Mandatory class name when calling base class' function?

Question

Why the Base class' name is required while trying to call the Base class' template function from the Derived class' function of same name?

Consider this code:

struct Base
{
    template < typename >
    void foo() { }
};

struct Derived  : public Base
{
    void foo()
    {
        Base::foo<int>(); // PASSES
        foo<int>(); // FAILS!
    }
    void bar()
    {
        foo<int>(); // Passes if Derived::foo is not there and fails if it is there
    }
};

Is this according to the standard? Both GCC and clang behave the same way here.

Answer 1

This is name hiding.

According to the rule of unqualified name lookup,

name lookup examines the scopes as described below, until it finds at least one declaration of any kind, at which time the lookup stops and no further scopes are examined.

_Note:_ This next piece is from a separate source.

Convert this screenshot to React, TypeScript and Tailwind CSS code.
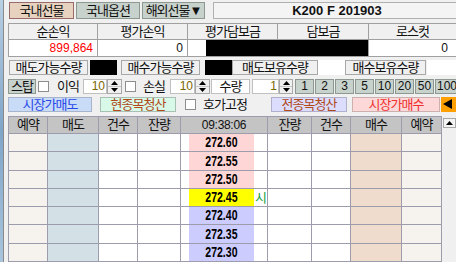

That means, in the member functions of Derived, Derived::foo will always be found and then name lookup stops, Base::foo won't be considered at all. Then you'll get the error which says foo is not a template.

You can also use using to solve the issue.

struct Derived  : public Base
{
    using Base::foo;
    void foo()
    {
        Base::foo<int>(); // PASSES
        foo<int>(); // PASSES
    }
    void bar()
    {
        foo<int>(); // PASSES
    }
};